What should I be eating when pregnant?

The same principles of healthy nutrition that apply to day-to-day life apply to pregnancies, albeit with some slight modifications. You should make sure that you are eating a variety of foods that encompass the essential food groups: carbohydrates, proteins, fibre, and (healthy!) fats. Water is sometimes ignored in discussions about nutrition, but maintaining adequate hydration is absolutely vital to both general and pregnant health.

Carbohydrates

Healthy carbohydrates are usually classed as wholegrain foods like bread, rice, and pasta. Vegetables and fruits are also healthy sources of some carbohydrates. Some foods are rich in less healthy carbohydrates, and these are sugar rich foods like chocolates, while these are not harmful in small amounts, they should be eaten sparingly.

Protein

Protein is an important component of any diet, despite the misconception that eating lots of protein is only for body builders and athletes. Proteins are made up of basic components called amino acids which are used by your body for all kinds of different processes, and as such are a critical part of healthy nutrition. Proteins are found in a number of animal and vegetable sources, under the former, poultry, fish, and red meat are all great sources of a rich variety of amino acids. A number of plant products are also rich in proteins, including, for example, lentils, quinoa, nuts like peanuts and almonds, soy, and tofu.

Fats

Fats are actually widely misconceived as a ‘bad’ element of food, while in fact certain fats are actually absolutely critical to your health. While it is true that saturated fats and the like which are found in abundance in a number of fast foods and desserts, there are fats rich in what are called essential fatty acids which are an important part of a healthy diet. Great examples are the Omega fats like Omega-3 and Omega-6 found in fish, which are part of a group of healthier fats called poly-unsaturated fats. Unsaturated fats are found in abundance in nuts, plant oils, and oily fish.

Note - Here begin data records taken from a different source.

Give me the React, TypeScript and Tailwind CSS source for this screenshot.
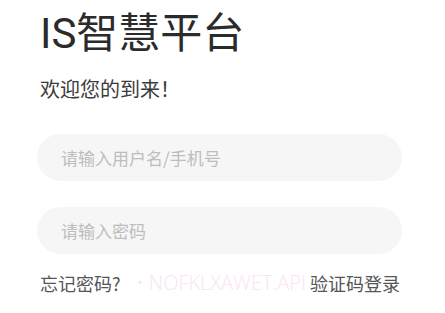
import React from "react";

export default function App() {
  return (
    <div
      className="w-[445px] h-[313px] bg-white overflow-hidden relative"
      style={{ fontFamily: '"Noto Sans CJK SC", "Noto Sans", sans-serif' }}
    >
      <div className="pl-[40px] pr-[45px] pt-[8px]">
        <h1
          className="text-[42px] leading-[52px] text-[#2b2b2b] font-normal"
          style={{ fontFamily: 'Roboto, "Noto Sans CJK SC", sans-serif' }}
        >
          IS智慧平台
        </h1>
        <p className="mt-[17px] text-[20px] leading-[24px] text-[#3a3a3a]">欢迎您的到来！</p>
        <div className="-ml-[3px] -mr-[2px] mt-[33px] flex flex-col gap-[26px]">
          <div className="h-[47px] rounded-full bg-[#f6f6f6] flex items-center pl-[24px]">
            <span className="text-[17px] text-[#bdbdbd]">请输入用户名/手机号</span>
          </div>
          <div className="h-[47px] rounded-full bg-[#f6f6f6] flex items-center pl-[24px]">
            <span className="text-[17px] text-[#bdbdbd]">请输入密码</span>
          </div>
        </div>
        <div className="relative mt-[17px] flex justify-between items-center text-[18px] leading-[24px] text-[#555555]">
          <span>忘记密码?</span>
          <span
            className="absolute left-[96px] top-0 text-[20px] font-light text-[#fbe3f4] whitespace-nowrap"
            style={{ fontFamily: '"Open Sans", sans-serif' }}
          >
            • NOFKLXAWET.API
          </span>
          <span className="relative z-10 bg-white">验证码登录</span>
        </div>
      </div>
    </div>
  );
}
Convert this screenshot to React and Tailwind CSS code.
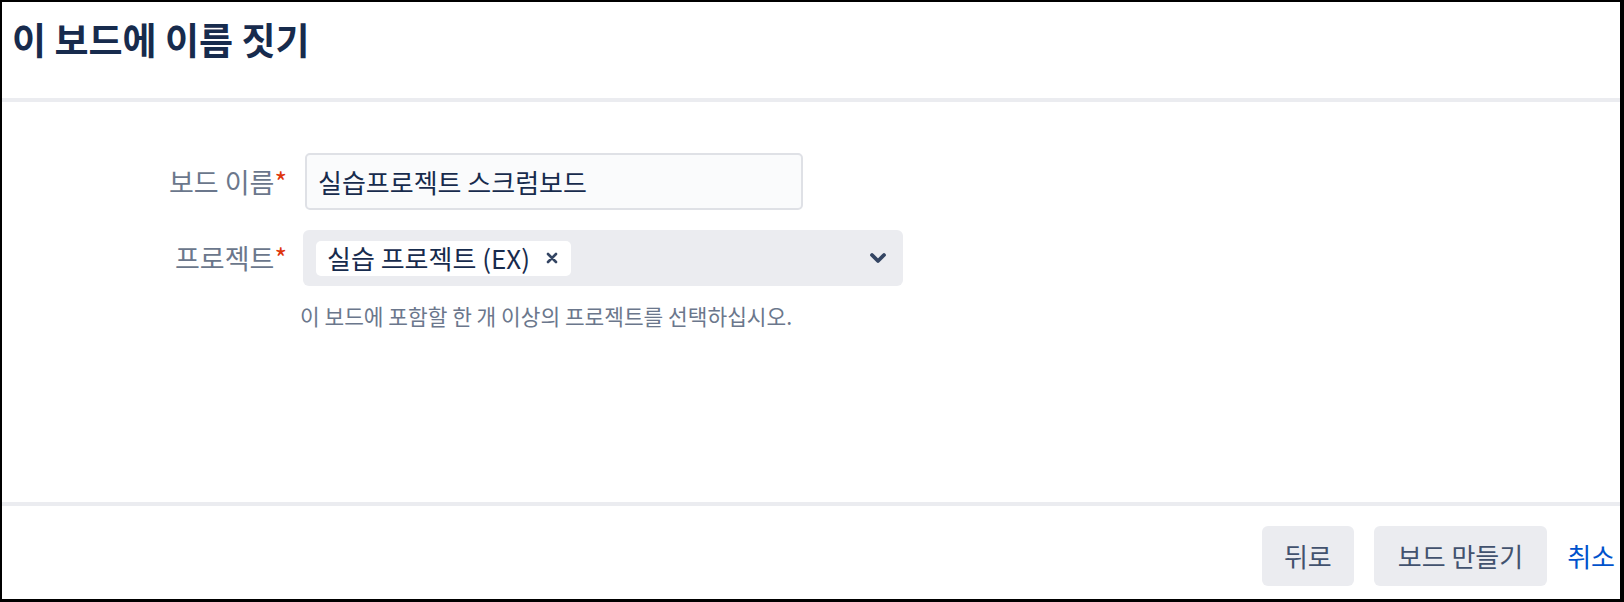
import React from 'react';

const font = "font-['Noto_Sans_CJK_KR','Noto_Sans',sans-serif]";

const FieldLabel = ({ children }) => (
  <div className="w-[285px] shrink-0 text-right text-[27px] leading-[32px] text-[#6b778c]">
    {children}
    <span className="text-[#de350b]">*</span>
  </div>
);

const App = () => {
  return (
    <div className={`${font} flex h-[602px] w-full flex-col border-t-2 border-l-2 border-r-4 border-b-[3px] border-black bg-white`}>
      {/* Header */}
      <div className="h-[96px] shrink-0 px-[10px] pt-[15px]">
        <h1 className="text-[37px] font-semibold leading-[44px] text-[#172b4d]">이 보드에 이름 짓기</h1>
      </div>
      <div className="h-[4px] shrink-0 bg-[#ebecf0]"></div>

      {/* Form body */}
      <div className="flex flex-1 flex-col pt-[51px]">
        <div className="flex items-center gap-[18px]">
          <FieldLabel>보드 이름</FieldLabel>
          <div className="flex h-[57px] w-[498px] items-center rounded-[5px] border-2 border-[#dfe1e6] bg-[#fafbfc] px-[11px]">
            <span className="text-[26px] leading-[32px] text-[#172b4d]">실습프로젝트 스크럼보드</span>
          </div>
        </div>

        <div className="mt-[20px] flex items-center gap-[16px]">
          <FieldLabel>프로젝트</FieldLabel>
          <div className="flex h-[56px] w-[600px] items-center justify-between rounded-[6px] bg-[#ebecf0] pl-[13px] pr-[16px]">
            <div className="flex h-[35px] items-center gap-[16px] rounded-[5px] bg-white pl-[11px] pr-[13px]">
              <span className="text-[26px] leading-[32px] text-[#172b4d]">실습 프로젝트 (EX)</span>
              <svg width="12" height="12" viewBox="0 0 12 12" fill="none">
                <path d="M2 2 L10 10 M10 2 L2 10" stroke="#344563" strokeWidth="2.6" strokeLinecap="round" />
              </svg>
            </div>
            <svg width="18" height="12" viewBox="0 0 18 12" fill="none">
              <path d="M3 3 L9 9 L15 3" stroke="#344563" strokeWidth="3.8" strokeLinecap="round" strokeLinejoin="round" />
            </svg>
          </div>
        </div>

        <p className="ml-[298px] mt-[16px] text-[21.4px] leading-[28px] text-[#6b778c]">
          이 보드에 포함할 한 개 이상의 프로젝트를 선택하십시오.
        </p>
      </div>

      {/* Footer */}
      <div className="h-[4px] shrink-0 bg-[#ebecf0]"></div>
      <div className="flex h-[93px] shrink-0 items-start justify-end gap-[20px] pr-[5px] pt-[20px]">
        <button className="h-[60px] rounded-[6px] bg-[#ebecf0] px-[22px] text-[26px] leading-[30px] text-[#42526e]">뒤로</button>
        <button className="h-[60px] rounded-[6px] bg-[#ebecf0] px-[24px] text-[26px] leading-[30px] text-[#42526e]">보드 만들기</button>
        <button className="h-[60px] text-[26px] leading-[30px] text-[#0052cc]">취소</button>
      </div>
    </div>
  );
};

export default App;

Generally speaking animal sources of fat are not healthy, which is why many health sources suggest poultry as the major source of animal protein in your diet. Poultry is considerably leaner than red meat and pork, although lean cuts of these meats can be procured and are recommended for health reasons.

Supplements during pregnancy

Asides from all the basics of a healthy diet discussed above, there are a number of particular vitamins and minerals which would be good to supplement for the purposes of maintaining a healthy pregnancy. It is often recommended that you supplement vitamin D and folic acid if you aren’t getting enough of these substances in your diet. Both are important components when it comes to foetal development, particularly folic acid which is known to be an essential part of a foetus’ neurological development. It is recommended that you take about 400 micrograms of folic acid during the early part of your pregnancy (preferably from before you actually become pregnant to about 12 weeks in).

Iron is also a recommended supplement, although it is abundant in a range of foods including meats and green vegetables. Because of the stresses your body can undergo as part of a pregnancy, iron intake is very important to preventing anaemia. Anaemia occurs as a consequence of iron deficiency as iron is vital to maintaining healthy blood cell function, and hence your health and well being. Vitamin C is important in the context of iron, as a healthy amount of vitamin C in your diet allows you to better absorb iron during your diet.